I have a computer science education and software development background which in the last twenty years has been primarily devoted to supply chain management applications. This came about through collaboration with my husband Professor David Simchi-Levi from MIT, who is a well known supply chain expert. Our collaboration has been both on the business side as well as some very well received publications,including the text book “Designing and managing the supply chain”.
In our first company, LogicTools, we developed software for network design, inventory optimization and a few other applications. The company was sold to ILOG in 2007 and is now part of IBM Business Analytics Solutions. Our software has been used by over 350 companies and by over 50% of the AMR/Gartner top 50.

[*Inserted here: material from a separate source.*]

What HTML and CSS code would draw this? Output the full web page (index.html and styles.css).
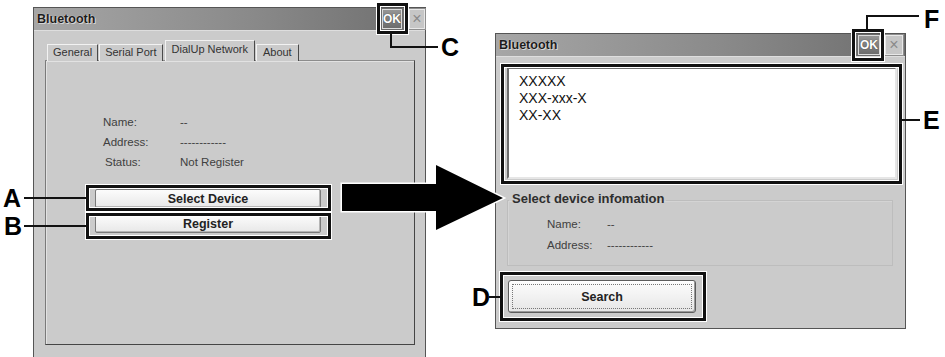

I am currently VP Operations of our second venture - OPS Rules,a consulting company focused on analytics and optimization. Our goal is to help companies identify and capture hidden opportunities in their supply chains and operating models by becoming more data-driven.
Many of the ideas are based on David’s recent book “Operations Rules” which highlights the scientific rules of how the supply chains work as well as a new approach to crucial operations topics such as complexity, risk and flexibility.
What are some of the main causes of imperfect data in supply chain analytics?
In the operations area, many strides have been made to consolidate master data through Enterprise Resource Planning systems, allowing for a single source of truth and providing more real-time updates. But companies still struggle with serious data quality issues. This is one of the most common things we see and this is true across many industries.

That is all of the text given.